There's MONEY IN TRUCKING... it's just not distributed well.
#1. TRUCK DRIVER PAY IS TOO LOW. A truck driving job was once a
good paying career. A job that paid on the average, $43,500, 10 years
ago, when costs were lower, now pays $41,000.
Trucker wages from the '60's to '80's, were fair. Drivers were able to support their families on the wages. They were considered middle class wage earners. Not so nowadays.
The pay is too low to keep up with the cost of living. And meal expenses when on the road? At the end of the day, there's not a whole lot of $$ left in the trucker's pocket.
#2. FREIGHT MOVES CHEAP. We've let the shippers away with this criminal act for a long, long time. Freight rates aren't even close to what they should be.
Before deregulation ruined the trucking industry, trucking companies, company drivers, owner operators and independent truckers were well paid for their work.
Deregulation, however, destroyed the balance in trucking. It was great for those paying the freight shipping costs and was a boost for the economy at the time. But, in the long run, deregulation brought about the demise of the trucking industry as well as the economy in North America. Just my humble opinion.
#3. TOO MANY RULES AND REGULATIONS. To add a few more holes to an already leaky bucket, the trucking industry is becoming more heavily regulated than ever before. Many drivers are distressed by the electronic log system and the ever changing Hours of Service regs, and are leaving the industry.
The drivers remaining in the industry are:
i) Truckers who like the work and stay with the job in spite of the stringent rules, regulations. For many, it's a job they still love, in spite of the problems.
iii) Truckers who can't do the math, won't do the math, and ignore the math.... drivers who simply can't afford to quit, scared to quit and are at a loss for an alternate career.
iv) Foreign workers. Workers from other countries will often take jobs in North America and be satisfied with the wages.
I'm sure the very important CEO's of the big trucking companies
think of truck drivers simply as a commodity to be used at the cheapest
rates possible. However, they will need to change their thinking in order to fix this problem.
1. Redistribution of money in the trucking industry......less into the big pockets of the big players and more into the pockets of the truckers. To increase wages of the front line workers, the CEO's and shareholders would suffer big financial hits. THEIR salaries need to be slashed by a few million dollars each year.
Increasing trucker wages substantially, giving them a decent health benefit plan, and a pension would make a CDL trucking job, much more attractive.
Perhaps consider hourly wages, like other trades and professions. Show them the money and they will line up to fill those 30,000+ driving jobs.
Hard work deserves a fair wage. But that's just a pipe dream, I guess. To give the North American trucker a pension, wont' make a hierarchy of teamster board members rich.

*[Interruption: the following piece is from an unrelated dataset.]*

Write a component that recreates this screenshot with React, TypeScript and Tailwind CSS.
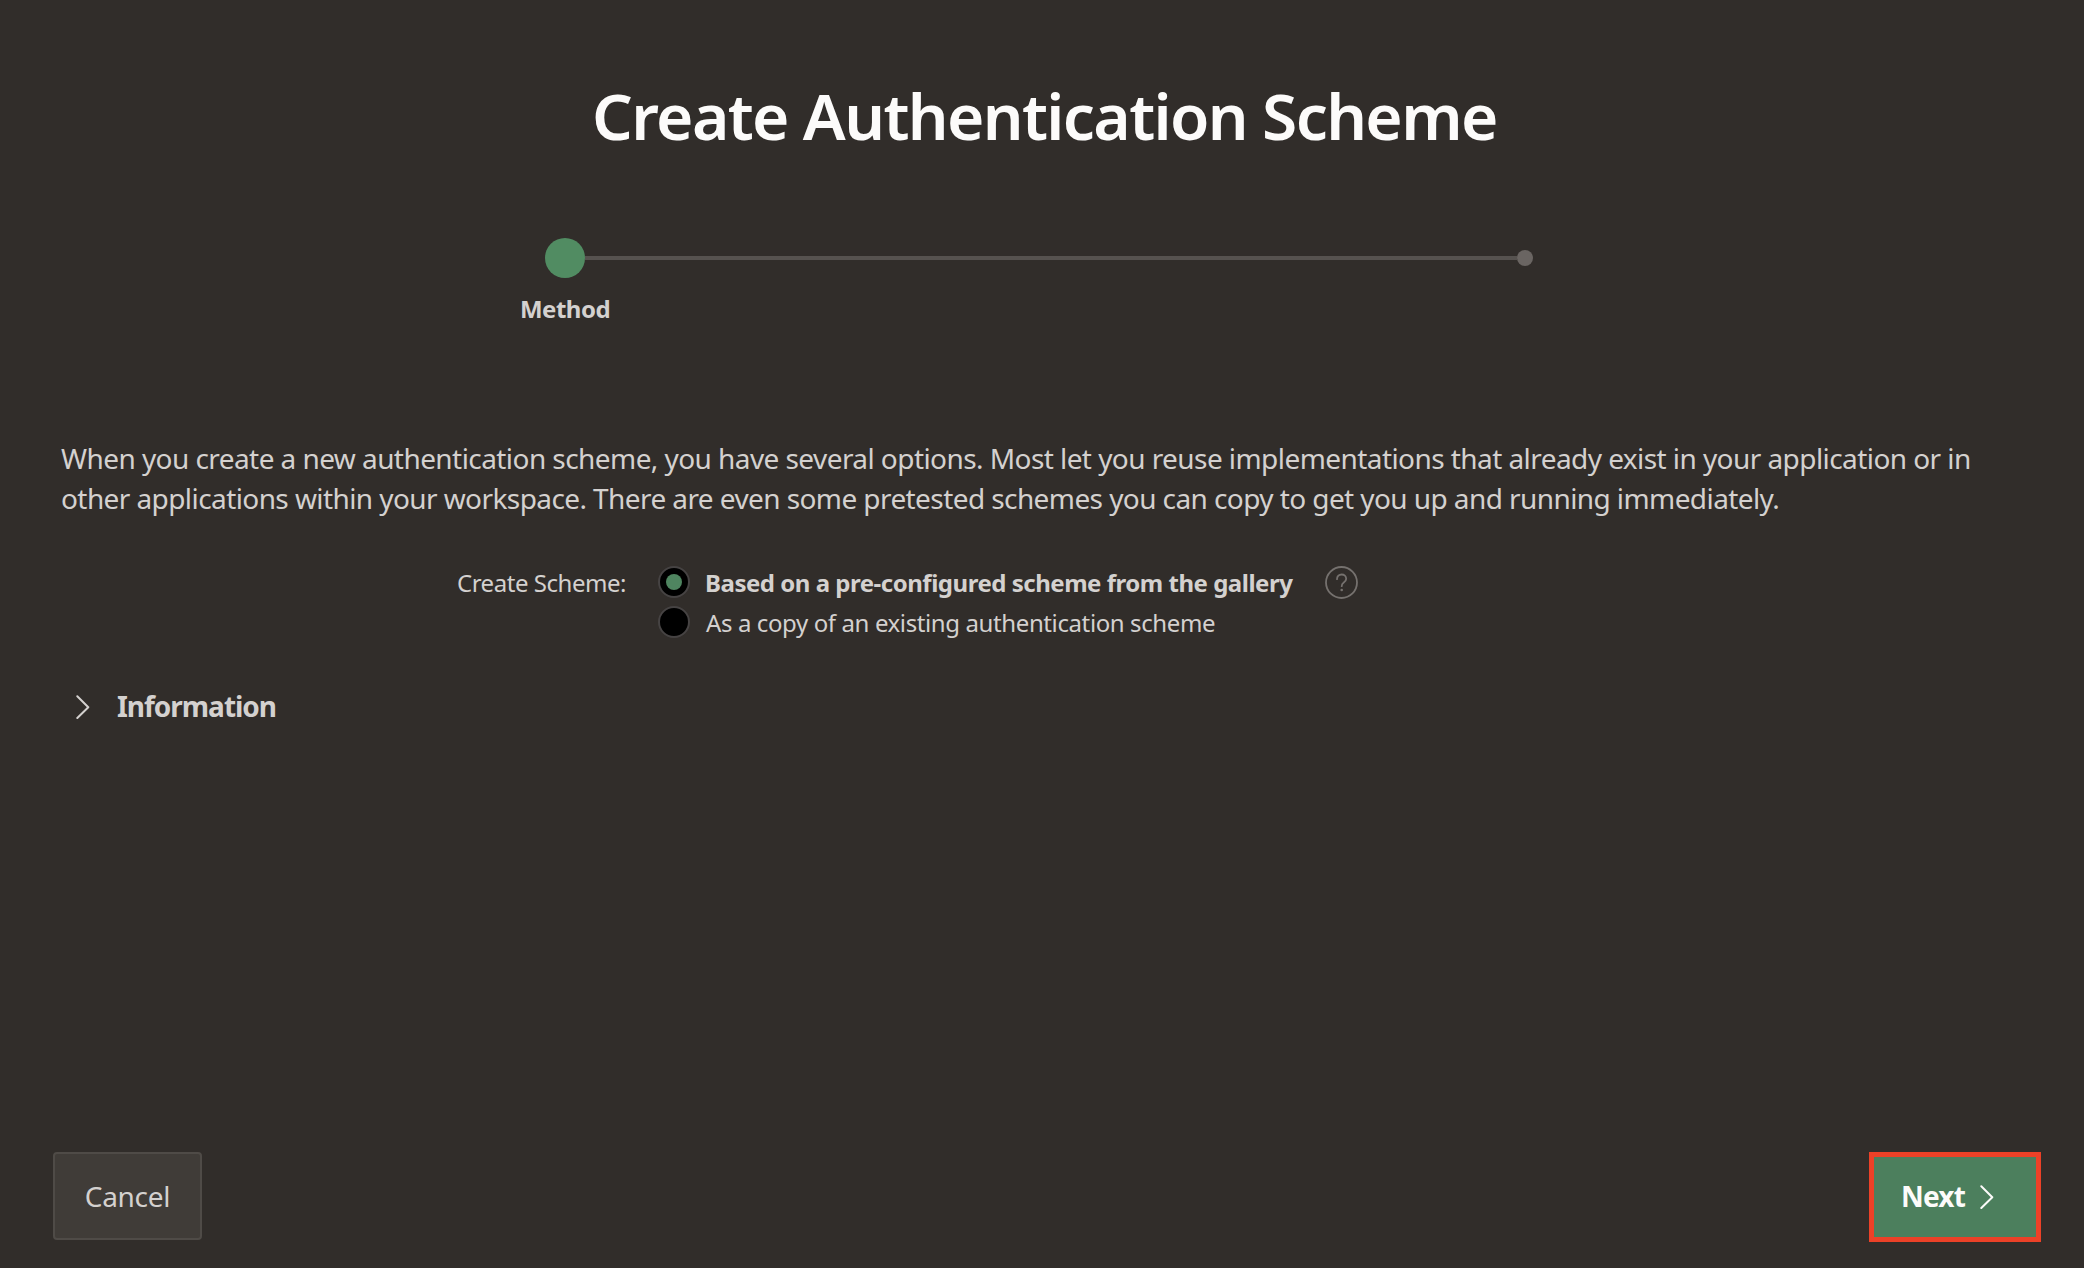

2. Truck driving need to be a recognized trade. The job ought to be recognized by the governments as an official
skilled trade, with decent truck driving training programs and apprentice programs. This could help prevent this problem from happening again in the future. There needs to be more stringent control over the training and wages of truckers.
3. Freight rates need to increase. Shippers have had it too good for a long, long time now. It's ludicrous that today's shipping rates are lower than 20-30 years ago, as trucking costs and cost of living index increase.
In defense of the smaller trucking companies, profit margins may be so slim already, they may not have the money to give more to their workers. So, freight rates need to increase to help put some more money into the hands of the truckers.
We need a sharp increase in rates. We need to say NO TO CHEAP FREIGHT.
Presently, there's not enough qualified drivers signing up for these mediocre paying jobs with poor working conditions. And to add insult to injury, truckers ARE NOT TREATED WELL.
Driving a tractor trailer in North America has become a job for immigrants, who will work for less money. They are accustomed to subsistence level living in their home countries, or that is
what they need to do, to stay in this country. Wait until the cost of
living in the North America catches up with them... then they'll know
they can't work for peanuts either.
There just aren't enough incentives to keep the skilled, experienced
drivers in the industry AND attract new blood.
If someone could make more money as a heavy equipment operator, driving a bulldozer and be at home every night, why be a trucker?
The military can attract workers and they are away often a year at a time. The difference? The pay is good.
The industry needs to smarten up and pay truckers a fair wage if they want drivers to KEEP ON TRUCKING. Bringing in foreign labour isn't the answer. It's just a band-aid solution.
More recently, we're seeing companies offering substantial sign on bonuses and increases in mileage rates. It is a step in the right direction, but it's still not enough.
Will driving a truck for a living ever be as good as it once was 25-30 years ago? Sadly, I doubt that it will ever happen. But, it could easily be better than what it is now.